History and human knowledge were not as lucky elsewhere. In Afghanistan in Bamyan three massive statues had been carved centuries ago

It is therefore beneficial to inculcate a curiosity about the past in children right from the start. To start from their immediate environment: what is Chauburji? Wow a palace! Who was Mohatta? What is Hazarganji? What does the word mean? Who was Anarkali? Why is that bazaar called Qisakhwani bazaar? The Badshahi mosque is so big! May I skate inside? Can you skate in a church?

At present the past is ignored except as a certain point in the past which is taught as part of Islamiyyat, not as a fragment of history to be scrutinised but as a point in time to which one must strive to return. That time has a linear trajectory appears to have bypassed the attention in some quarters.

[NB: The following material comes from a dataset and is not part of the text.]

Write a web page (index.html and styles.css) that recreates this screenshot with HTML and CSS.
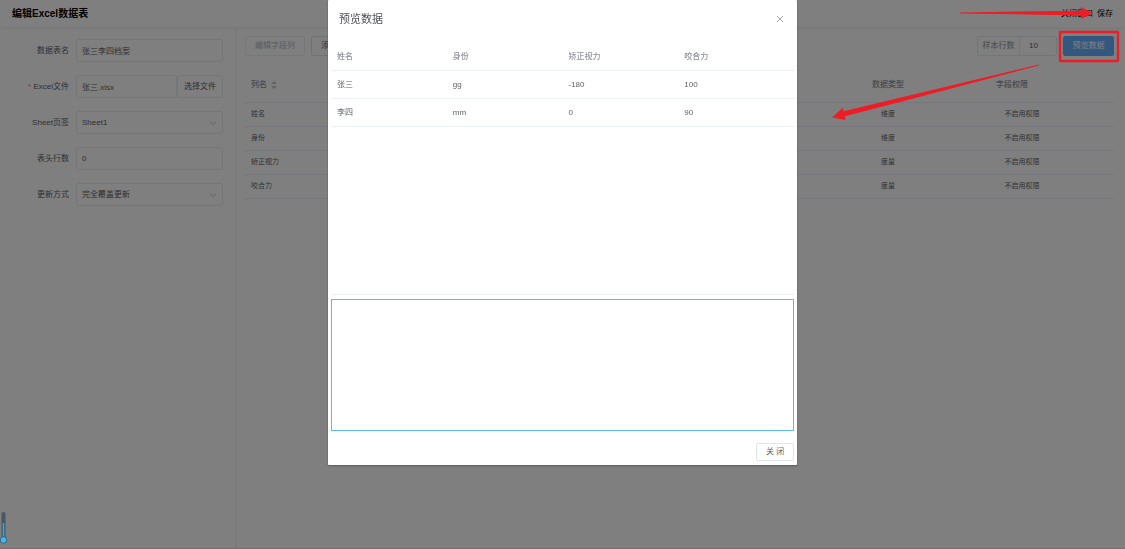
FILE: index.html
```html
<!DOCTYPE html>
<html lang="zh-CN">
<head>
<meta charset="utf-8">
<title>编辑Excel数据表</title>
<link rel="stylesheet" href="styles.css">
</head>
<body>
<div class="page">
  <header class="topbar">
    <h1 class="topbar-title">编辑Excel数据表</h1>
    <nav class="topbar-actions">
      <button type="button" class="text-button">关闭窗口</button>
      <button type="button" class="text-button">保存</button>
    </nav>
  </header>
  <div class="body">
    <form class="sidebar">
      <div class="field">
        <label class="label" for="name">数据表名</label>
        <input class="control" id="name" type="text" value="张三李四档案">
      </div>
      <div class="field">
        <label class="label" for="file"><span class="required">*</span> Excel文件</label>
        <div class="control-group">
          <input class="control" id="file" type="text" value="张三.xlsx">
          <button type="button" class="file-button">选择文件</button>
        </div>
      </div>
      <div class="field">
        <label class="label" for="sheet">Sheet页签</label>
        <div class="select-wrap">
          <select class="control" id="sheet"><option>Sheet1</option></select>
          <svg class="chevron" viewBox="0 0 8 8"><path d="M1 2.500 4 5.500 7 2.500"/></svg>
        </div>
      </div>
      <div class="field">
        <label class="label" for="head">表头行数</label>
        <input class="control" id="head" type="text" value="0">
      </div>
      <div class="field">
        <label class="label" for="mode">更新方式</label>
        <div class="select-wrap">
          <select class="control" id="mode"><option>完全覆盖更新</option></select>
          <svg class="chevron" viewBox="0 0 8 8"><path d="M1 2.500 4 5.500 7 2.500"/></svg>
        </div>
      </div>
    </form>
    <main class="content">
      <div class="toolbar">
        <button type="button" class="button" disabled>编辑字段列</button>
        <button type="button" class="button">添加字段</button>
        <div class="sample">
          <label class="sample-label" for="sample">样本行数</label>
          <input class="sample-input" id="sample" type="text" value="10">
        </div>
        <button type="button" class="button primary">预览数据</button>
      </div>
      <table class="columns">
        <colgroup><col><col class="col-type"><col class="col-auth"></colgroup>
        <thead>
          <tr>
            <th>列名 <svg class="sort" viewBox="0 0 6 8"><path d="M3 0 6 3H0zM3 8 0 5h6z"/></svg></th>
            <th>数据类型</th>
            <th class="auth-head">字段权限</th>
          </tr>
        </thead>
        <tbody>
          <tr><td>姓名</td><td>维度</td><td>不启用权限</td></tr>
          <tr><td>身份</td><td>维度</td><td>不启用权限</td></tr>
          <tr><td>矫正视力</td><td>度量</td><td>不启用权限</td></tr>
          <tr><td>咬合力</td><td>度量</td><td>不启用权限</td></tr>
        </tbody>
      </table>
    </main>
  </div>
</div>

<svg class="gauge" viewBox="0 0 8 34">
  <rect x="1.500" y="1" width="4" height="28" rx="2" fill="#44586a"/>
  <path d="M3.500 12v17" stroke="#2fa9e0" stroke-width="1.500"/>
  <circle cx="3.500" cy="29" r="3.500" fill="#35617a"/>
  <circle cx="3.500" cy="29" r="2.700" fill="#3dbcf0"/>
</svg>

<div class="overlay">
  <section class="dialog" role="dialog" aria-labelledby="dialog-title">
    <header class="dialog-head">
      <h2 class="dialog-title" id="dialog-title">预览数据</h2>
      <button type="button" class="close" aria-label="关闭"><svg class="close-icon" viewBox="0 0 8 8"><path d="M1 1 7 7M7 1 1 7"/></svg></button>
    </header>
    <div class="preview-box">
      <table class="preview">
        <thead><tr><th>姓名</th><th>身份</th><th>矫正视力</th><th>咬合力</th></tr></thead>
        <tbody>
          <tr><td>张三</td><td>gg</td><td>-180</td><td>100</td></tr>
          <tr><td>李四</td><td>mm</td><td>0</td><td>90</td></tr>
        </tbody>
      </table>
    </div>
    <textarea class="output" aria-label="输出"></textarea>
    <footer class="dialog-foot"><button type="button" class="button dialog-close">关 闭</button></footer>
  </section>
</div>

<svg class="marks" viewBox="825 0 300 125">
  <rect x="1060" y="32" width="58" height="29" rx="0.500" fill="none" stroke="#ee1c25" stroke-width="2.400"/>
  <path fill="#ee1c25" d="M960 12.400 1081 10.700V7l12 6.200L1081 19V15.400L960 13.400z"/>
  <path fill="#ee1c25" d="M1039 64.500 843.500 111.300l-.7-3.500L832 117.500l13.500 2.400-.8-3.600L900 102 1039 65.500z"/>
</svg>
</body>
</html>
```

FILE: styles.css
```css
* { box-sizing: border-box; }

body {
  margin: 0;
  background: #fff;
  color: #606266;
  font: 8px/12px "Liberation Sans", "Noto Sans CJK SC", sans-serif;
}

button, input, select, textarea {
  margin: 0;
  font: inherit;
  color: inherit;
}

.page {
  display: flex;
  flex-direction: column;
  min-height: 100vh;
  border-bottom: 1px solid #e4e4e4;
}

.topbar {
  display: flex;
  align-items: center;
  justify-content: space-between;
  height: 27px;
  padding: 0 12px;
  box-shadow: 0 1px 4px rgba(0, 0, 0, .08);
}

.topbar-title {
  margin: 0;
  color: #000;
  font-size: 10px;
  line-height: 16px;
}

.topbar-actions { display: flex; gap: 4px; }

.text-button {
  padding: 0;
  border: 0;
  background: none;
  color: #000;
}

.body { display: flex; flex: 1; }

.sidebar {
  display: flex;
  flex-direction: column;
  gap: 13px;
  width: 237px;
  padding: 12px 12px 12px 12px;
  border-right: 2px solid #f4f4f4;
}

.field {
  display: flex;
  align-items: center;
  gap: 7px;
  height: 23px;
}

.label { width: 57px; text-align: right; }
.required { color: #f56c6c; }

.control {
  flex: 1;
  width: 100%;
  min-width: 0;
  height: 23px;
  padding: 0 5px;
  border: 1px solid #ebedf1;
  border-radius: 2px;
  background: #fff;
  appearance: none;
}

.control-group, .select-wrap {
  display: flex;
  flex: 1;
  min-width: 0;
}

.select-wrap { position: relative; }

.chevron {
  position: absolute;
  right: 6px;
  top: 8px;
  width: 8px;
  height: 8px;
  fill: none;
  stroke: #c0c4cc;
}

.file-button {
  width: 46px;
  padding: 0;
  border: 1px solid #ebedf1;
  border-radius: 2px;
  background: #fff;
}

.content { flex: 1; padding: 9px 11px 9px 8px; }

.toolbar { display: flex; gap: 6px; }

.button {
  height: 20px;
  padding: 0 9px;
  border: 1px solid #e1e4ea;
  border-radius: 2px;
  background: #fff;
  white-space: nowrap;
}

.button:disabled { border-color: #ebeef5; color: #b4b8c0; }

.primary {
  width: 51px;
  padding: 0;
  border-color: #66b1ff;
  background: #66b1ff;
  color: #fff;
}

.sample {
  display: flex;
  width: 80px;
  margin-left: auto;
  border: 1px solid #e9ebf0;
  border-radius: 2px;
}

.sample-label {
  width: 42px;
  border-right: 1px solid #e9ebf0;
  color: #909399;
  line-height: 18px;
  text-align: center;
}

.sample-input {
  flex: 1;
  min-width: 0;
  padding: 0 9px;
  border: 0;
  background: none;
}

.columns, .preview {
  width: 100%;
  border-collapse: collapse;
  table-layout: fixed;
}

.columns { margin-top: 10px; font-size: 7px; }

.columns th, .columns td {
  height: 24px;
  padding: 0;
  border-bottom: 1px solid #ebeef5;
  text-align: center;
}

.columns th {
  height: 36px;
  padding-top: 2px;
  color: #909399;
  font-size: 8px;
  font-weight: 500;
}

.columns th:first-child, .columns td:first-child {
  padding-left: 6px;
  text-align: left;
}

.columns .auth-head { padding-right: 20px; }
.col-type { width: 84px; }
.col-auth { width: 184px; }

.sort {
  width: 6px;
  height: 8px;
  margin-left: 2px;
  fill: #c0c4cc;
  vertical-align: middle;
}

.gauge {
  position: fixed;
  left: 0;
  bottom: 4px;
  width: 8px;
  height: 34px;
  z-index: 3;
}

.overlay {
  position: fixed;
  inset: 0;
  z-index: 2;
  display: flex;
  align-items: flex-start;
  justify-content: center;
  background: rgba(0, 0, 0, .5);
}

.dialog {
  display: flex;
  flex-direction: column;
  width: 469px;
  padding: 0 3px 4px;
  border-radius: 1px;
  background: #fff;
  box-shadow: 0 1px 2px rgba(0, 0, 0, .3);
}

.dialog-head {
  display: flex;
  align-items: center;
  justify-content: space-between;
  height: 42px;
  padding: 0 10px 4px 8px;
}

.dialog-title {
  margin: 0;
  color: #505256;
  font-size: 11px;
  font-weight: 400;
  line-height: 16px;
}

.close {
  display: flex;
  padding: 0;
  border: 0;
  background: none;
}

.close-icon {
  width: 8px;
  height: 8px;
  fill: none;
  stroke: #a4a7ad;
}

.preview-box { height: 253px; border-bottom: 1px solid #ebeef5; }

.preview th, .preview td {
  height: 28px;
  padding: 2px 6px 0;
  border-bottom: 1px solid #ebeef5;
  text-align: left;
}

.preview th { color: #909399; font-weight: 500; }

.output {
  height: 132px;
  margin-top: 4px;
  border: 1px solid #5cbbe8;
  background: #fff;
  resize: none;
}

.dialog-foot {
  display: flex;
  justify-content: flex-end;
  padding-top: 12px;
}

.dialog-close { width: 38px; height: 18px; }

.marks {
  position: fixed;
  top: 0;
  right: 0;
  z-index: 4;
  width: 300px;
  height: 125px;
  pointer-events: none;
}
```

To expect the younger generation of Pakistan to understand why half the country was lost in 1971 therefore is like expecting them to possess a degree without having made it through primary school, since few children today know that Pakistan once consisted of two wings, that we lost the other wing in 1971. That crucial point in the history of Pakistan is glossed over in our textbooks. For those who have heard rumours hinting that such a thing happened, the fault is laid at the door of our neighbours and the amputated wing, but never at our own doorstep. How then do we expect children to understand the value of democracy, and the role of various organisations within the country?

How in fact can we expect the population of this country to learn anything from the past when history wears a burqa to keep it good and suppressed, when the names of roads and cities are changed so regularly, when monuments are allowed to decay and crumble and the contribution of historical figures is selectively taught?

An ignorance of the past allows the suppression of the present and an indifference towards the future, and all of this is happening in Pakistan today.